## BEGIN Data rows

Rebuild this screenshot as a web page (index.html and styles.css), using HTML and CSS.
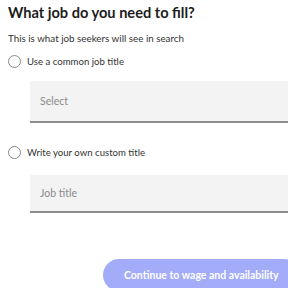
FILE: index.html
```html
<!DOCTYPE html>
<html>
<head>
<meta charset="utf-8">
<link rel="stylesheet" href="styles.css">
</head>
<body>
<div class="page">
  <h1 class="title">What job do you need to fill?</h1>
  <p class="sub">This is what job seekers will see in search</p>
  <label class="radio"><span class="circle"></span><span class="rlabel">Use a common job title</span></label>
  <div class="field field-select"><span class="ph">Select</span></div>
  <label class="radio radio2"><span class="circle"></span><span class="rlabel">Write your own custom title</span></label>
  <div class="field field-text"><span class="ph">Job title</span></div>
  <div class="actions"><button class="btn">Continue to wage and availability</button></div>
</div>
</body>
</html>
```
FILE: styles.css
```css
html, body {
  margin: 0;
  padding: 0;
  background: #fff;
  overflow: hidden;
}
body {
  font-family: "Lato", "Noto Sans", sans-serif;
  color: #222;
}
.page {
  width: 288px;
  height: 288px;
  box-sizing: border-box;
  overflow: hidden;
  padding-left: 8px;
  display: flex;
  flex-direction: column;
  align-items: flex-start;
}
.title {
  margin: 3px 0 0 0;
  font-size: 14.6px;
  line-height: 19px;
  font-weight: 700;
  color: #1c1c1c;
}
.sub {
  margin: 10px 0 0 0;
  font-size: 9.8px;
  line-height: 12px;
  color: #333;
}
.radio {
  display: flex;
  align-items: center;
  margin-top: 11px;
  height: 14px;
}
.circle {
  width: 11px;
  height: 11px;
  border: 1.2px solid #8a8a8a;
  border-radius: 50%;
  box-sizing: content-box;
}
.rlabel {
  margin-left: 6px;
  font-size: 9.6px;
  color: #333;
}
.field {
  margin-left: 22px;
  width: calc(100% - 22px);
  background: #f3f3f3;
  border-bottom: 2px solid #8c8c8c;
  display: flex;
  align-items: center;
  padding-left: 10px;
  box-sizing: border-box;
  flex-shrink: 0;
}
.field-select {
  margin-top: 13px;
  height: 42px;
}
.field-text {
  margin-top: 16px;
  height: 38px;
}
.radio2 {
  margin-top: 23px;
}
.ph {
  font-size: 10.5px;
  color: #8a8a8a;
}
.actions {
  margin-top: 46px;
  margin-left: 95px;
  flex-shrink: 0;
}
.btn {
  border: none;
  background: #a3acf9;
  color: #fff;
  font-family: "Lato", "Noto Sans", sans-serif;
  font-weight: 700;
  font-size: 10.5px;
  height: 32px;
  padding: 0 21px;
  border-radius: 16px;
  white-space: nowrap;
}
```
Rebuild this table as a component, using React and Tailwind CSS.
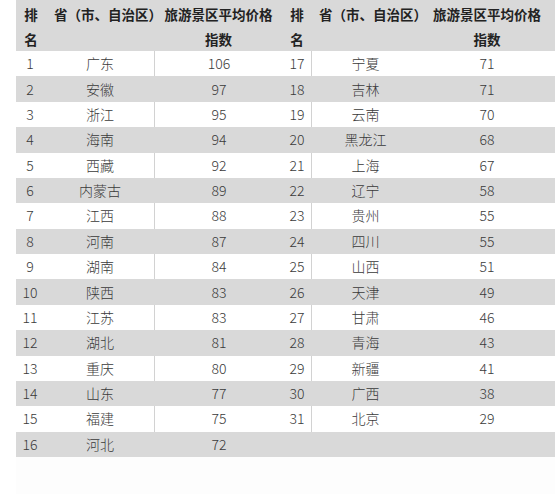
const left = [
  [1, "广东", 106], [2, "安徽", 97], [3, "浙江", 95], [4, "海南", 94], [5, "西藏", 92],
  [6, "内蒙古", 89], [7, "江西", 88], [8, "河南", 87], [9, "湖南", 84], [10, "陕西", 83],
  [11, "江苏", 83], [12, "湖北", 81], [13, "重庆", 80], [14, "山东", 77], [15, "福建", 75],
  [16, "河北", 72],
];
const right = [
  [17, "宁夏", 71], [18, "吉林", 71], [19, "云南", 70], [20, "黑龙江", 68], [21, "上海", 67],
  [22, "辽宁", 58], [23, "贵州", 55], [24, "四川", 55], [25, "山西", 51], [26, "天津", 49],
  [27, "甘肃", 46], [28, "青海", 43], [29, "新疆", 41], [30, "广西", 38], [31, "北京", 29],
];

export default function App() {
  return (
    <div
      className="w-[556px] h-[494px] bg-white pl-[16px]"
      style={{ fontFamily: '"Microsoft YaHei", "Noto Sans CJK SC", "Noto Sans", sans-serif' }}
    >
      <div className="w-[539px] bg-[#fdfdfd] h-[494px]">
        {/* header */}
        <div className="flex h-[51px] bg-[#d9d9d9] text-[13.5px] font-bold text-[#222] leading-[25px] pt-[2px]">
          <div className="w-[28px] text-center pl-[2px]">排<br />名</div>
          <div className="w-[110px] text-center pl-[10px] whitespace-nowrap">省（市、自治区）</div>
          <div className="w-[129px] text-center">旅游景区平均价格<br />指数</div>
          <div className="w-[28px] text-center">排<br />名</div>
          <div className="w-[108px] text-center pl-[8px] whitespace-nowrap">省（市、自治区）</div>
          <div className="w-[136px] text-center">旅游景区平均价格<br />指数</div>
        </div>
        {left.map((l, i) => {
          const r = right[i];
          const gray = i % 2 === 1;
          return (
            <div
              key={i}
              className={
                "flex h-[25.375px] items-center text-[14px] font-light text-[#3a3a3a] " +
                (gray ? "bg-[#d9d9d9]" : "bg-white")
              }
            >
              <div className="w-[28px] text-center">{l[0]}</div>
              <div className="w-[110px] text-center pl-[2px]">{l[1]}</div>
              <div
                className={
                  "w-[129px] h-full flex items-center justify-center border-l " +
                  (gray ? "border-transparent" : "border-[#d2d2d2]")
                }
              >
                {l[2]}
              </div>
              <div className="w-[28px] text-center">{r ? r[0] : ""}</div>
              <div
                className={
                  "w-[108px] h-full flex items-center justify-center border-l " +
                  (gray || !r ? "border-transparent" : "border-[#d2d2d2]")
                }
              >
                {r ? r[1] : ""}
              </div>
              <div className="w-[136px] text-center">{r ? r[2] : ""}</div>
            </div>
          );
        })}
      </div>
    </div>
  );
}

## END Data rows

Retype the data above exactly; pictures are not part of the copy.

Rebuild this screenshot as a web page (index.html and styles.css), using HTML and CSS.
FILE: index.html
```html
<!DOCTYPE html>
<html>
<head>
<meta charset="utf-8">
<link rel="stylesheet" href="styles.css">
</head>
<body>
<div class="page">
  <h1 class="title">What job do you need to fill?</h1>
  <p class="sub">This is what job seekers will see in search</p>
  <label class="radio"><span class="circle"></span><span class="rlabel">Use a common job title</span></label>
  <div class="field field-select"><span class="ph">Select</span></div>
  <label class="radio radio2"><span class="circle"></span><span class="rlabel">Write your own custom title</span></label>
  <div class="field field-text"><span class="ph">Job title</span></div>
  <div class="actions"><button class="btn">Continue to wage and availability</button></div>
</div>
</body>
</html>
```
FILE: styles.css
```css
html, body {
  margin: 0;
  padding: 0;
  background: #fff;
  overflow: hidden;
}
body {
  font-family: "Lato", "Noto Sans", sans-serif;
  color: #222;
}
.page {
  width: 288px;
  height: 288px;
  box-sizing: border-box;
  overflow: hidden;
  padding-left: 8px;
  display: flex;
  flex-direction: column;
  align-items: flex-start;
}
.title {
  margin: 3px 0 0 0;
  font-size: 14.6px;
  line-height: 19px;
  font-weight: 700;
  color: #1c1c1c;
}
.sub {
  margin: 10px 0 0 0;
  font-size: 9.8px;
  line-height: 12px;
  color: #333;
}
.radio {
  display: flex;
  align-items: center;
  margin-top: 11px;
  height: 14px;
}
.circle {
  width: 11px;
  height: 11px;
  border: 1.2px solid #8a8a8a;
  border-radius: 50%;
  box-sizing: content-box;
}
.rlabel {
  margin-left: 6px;
  font-size: 9.6px;
  color: #333;
}
.field {
  margin-left: 22px;
  width: calc(100% - 22px);
  background: #f3f3f3;
  border-bottom: 2px solid #8c8c8c;
  display: flex;
  align-items: center;
  padding-left: 10px;
  box-sizing: border-box;
  flex-shrink: 0;
}
.field-select {
  margin-top: 13px;
  height: 42px;
}
.field-text {
  margin-top: 16px;
  height: 38px;
}
.radio2 {
  margin-top: 23px;
}
.ph {
  font-size: 10.5px;
  color: #8a8a8a;
}
.actions {
  margin-top: 46px;
  margin-left: 95px;
  flex-shrink: 0;
}
.btn {
  border: none;
  background: #a3acf9;
  color: #fff;
  font-family: "Lato", "Noto Sans", sans-serif;
  font-weight: 700;
  font-size: 10.5px;
  height: 32px;
  padding: 0 21px;
  border-radius: 16px;
  white-space: nowrap;
}
```
Rebuild this table as a component, using React and Tailwind CSS.
const left = [
  [1, "广东", 106], [2, "安徽", 97], [3, "浙江", 95], [4, "海南", 94], [5, "西藏", 92],
  [6, "内蒙古", 89], [7, "江西", 88], [8, "河南", 87], [9, "湖南", 84], [10, "陕西", 83],
  [11, "江苏", 83], [12, "湖北", 81], [13, "重庆", 80], [14, "山东", 77], [15, "福建", 75],
  [16, "河北", 72],
];
const right = [
  [17, "宁夏", 71], [18, "吉林", 71], [19, "云南", 70], [20, "黑龙江", 68], [21, "上海", 67],
  [22, "辽宁", 58], [23, "贵州", 55], [24, "四川", 55], [25, "山西", 51], [26, "天津", 49],
  [27, "甘肃", 46], [28, "青海", 43], [29, "新疆", 41], [30, "广西", 38], [31, "北京", 29],
];

export default function App() {
  return (
    <div
      className="w-[556px] h-[494px] bg-white pl-[16px]"
      style={{ fontFamily: '"Microsoft YaHei", "Noto Sans CJK SC", "Noto Sans", sans-serif' }}
    >
      <div className="w-[539px] bg-[#fdfdfd] h-[494px]">
        {/* header */}
        <div className="flex h-[51px] bg-[#d9d9d9] text-[13.5px] font-bold text-[#222] leading-[25px] pt-[2px]">
          <div className="w-[28px] text-center pl-[2px]">排<br />名</div>
          <div className="w-[110px] text-center pl-[10px] whitespace-nowrap">省（市、自治区）</div>
          <div className="w-[129px] text-center">旅游景区平均价格<br />指数</div>
          <div className="w-[28px] text-center">排<br />名</div>
          <div className="w-[108px] text-center pl-[8px] whitespace-nowrap">省（市、自治区）</div>
          <div className="w-[136px] text-center">旅游景区平均价格<br />指数</div>
        </div>
        {left.map((l, i) => {
          const r = right[i];
          const gray = i % 2 === 1;
          return (
            <div
              key={i}
              className={
                "flex h-[25.375px] items-center text-[14px] font-light text-[#3a3a3a] " +
                (gray ? "bg-[#d9d9d9]" : "bg-white")
              }
            >
              <div className="w-[28px] text-center">{l[0]}</div>
              <div className="w-[110px] text-center pl-[2px]">{l[1]}</div>
              <div
                className={
                  "w-[129px] h-full flex items-center justify-center border-l " +
                  (gray ? "border-transparent" : "border-[#d2d2d2]")
                }
              >
                {l[2]}
              </div>
              <div className="w-[28px] text-center">{r ? r[0] : ""}</div>
              <div
                className={
                  "w-[108px] h-full flex items-center justify-center border-l " +
                  (gray || !r ? "border-transparent" : "border-[#d2d2d2]")
                }
              >
                {r ? r[1] : ""}
              </div>
              <div className="w-[136px] text-center">{r ? r[2] : ""}</div>
            </div>
          );
        })}
      </div>
    </div>
  );
}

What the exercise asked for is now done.